Bo McGinnis, 24 ans, syndiqué, a la chance d’avoir un bon boulot. D’une voix nonchalante, il dit qu’il a quitté l’école à 18 ans. Deux ans plus tard, il commençait comme machiniste dans une usine de la ville. Il y est depuis quatre ans. « Je travaille 40 à 50 heures par semaine, pour 2 500 dollars par mois (1 700 euros). J’espère que mon fils de 19 mois pourra faire des études et qu’il aura un bon travail » . En novembre, il compte donner sa voix à… il ne sait pas vraiment, en fait. « Je doute fort que je voterai pour McCain. » Barack Obama ? « He’s all right » , « il est bien »…

« Obama sera le meilleur pour les travailleurs » , estime pour sa part Tom Coleman, un routier de 55 ans, membre du puissant syndicat Teamsters. Ses trois fils sont routier, charpentier et policier. Quand on lui parle de Ralph Nader, il voit de qui il s’agit, « le gars qui défend les consommateurs, tout çà, oui » , mais n’envisage pas de voter pour lui. Il votera comme son syndicat, Obama.

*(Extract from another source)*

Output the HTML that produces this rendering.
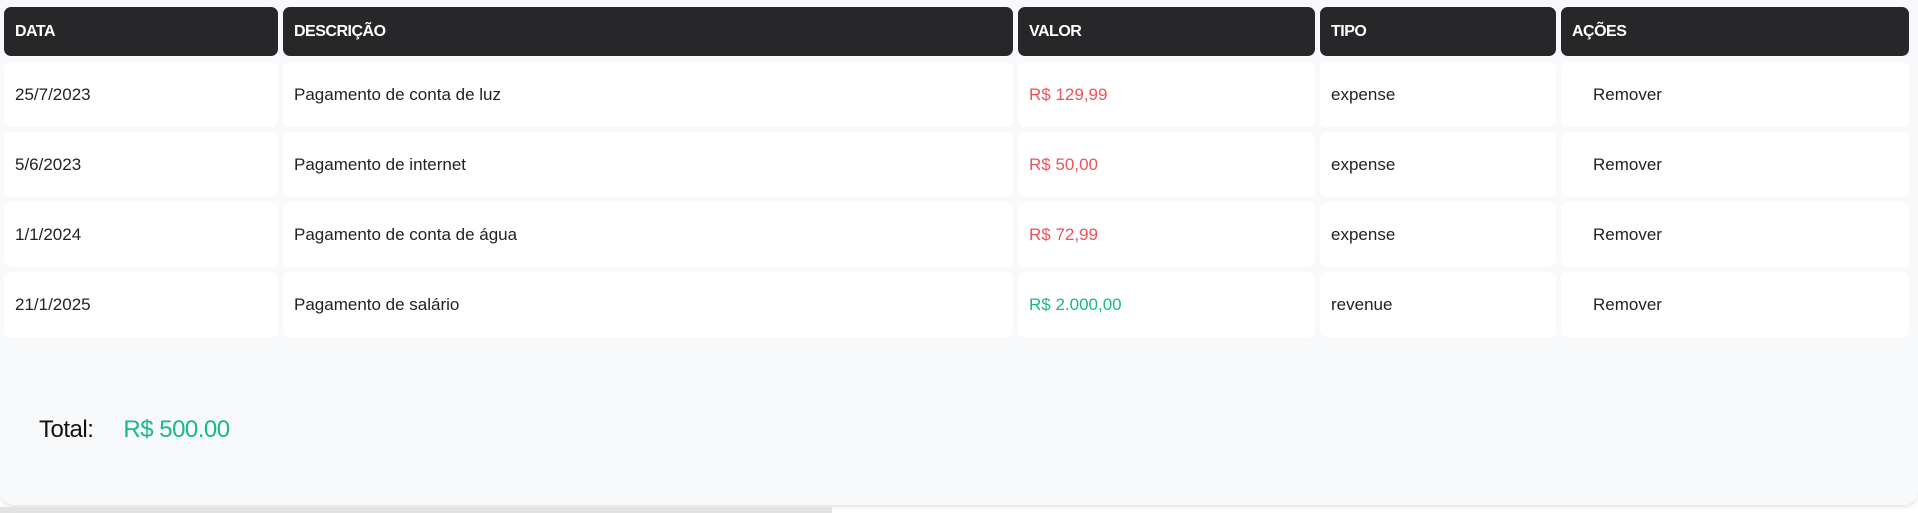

Craig aussi, « sans l’ombre d’un doute. » À 49 ans, l’un des rares Afro-Américains du cortège travaille comme ouvrier sur la chaîne de montage de ­l’usine Ford, à Kansas City. Grâce à son entreprise, il bénéficie d’une assurance santé, « l’une des meilleures des États-Unis » , mais n’oublie pas les autres. « Barack Obama écoute les besoins de son pays en termes de santé, d’éducation, de soutien aux plus pauvres, affirme ce membre du syndicat automobile UAW. S on discours d’investiture à la Convention de Denver a été fabuleux. Il va gagner. » Loin devant Craig, sous un soleil écrasant, les véhicules de début de cortège terminent déjà leur boucle dans la ville et s’apprêtent à rejoindre la ligne de départ. Un petit tour et puis s’en vont.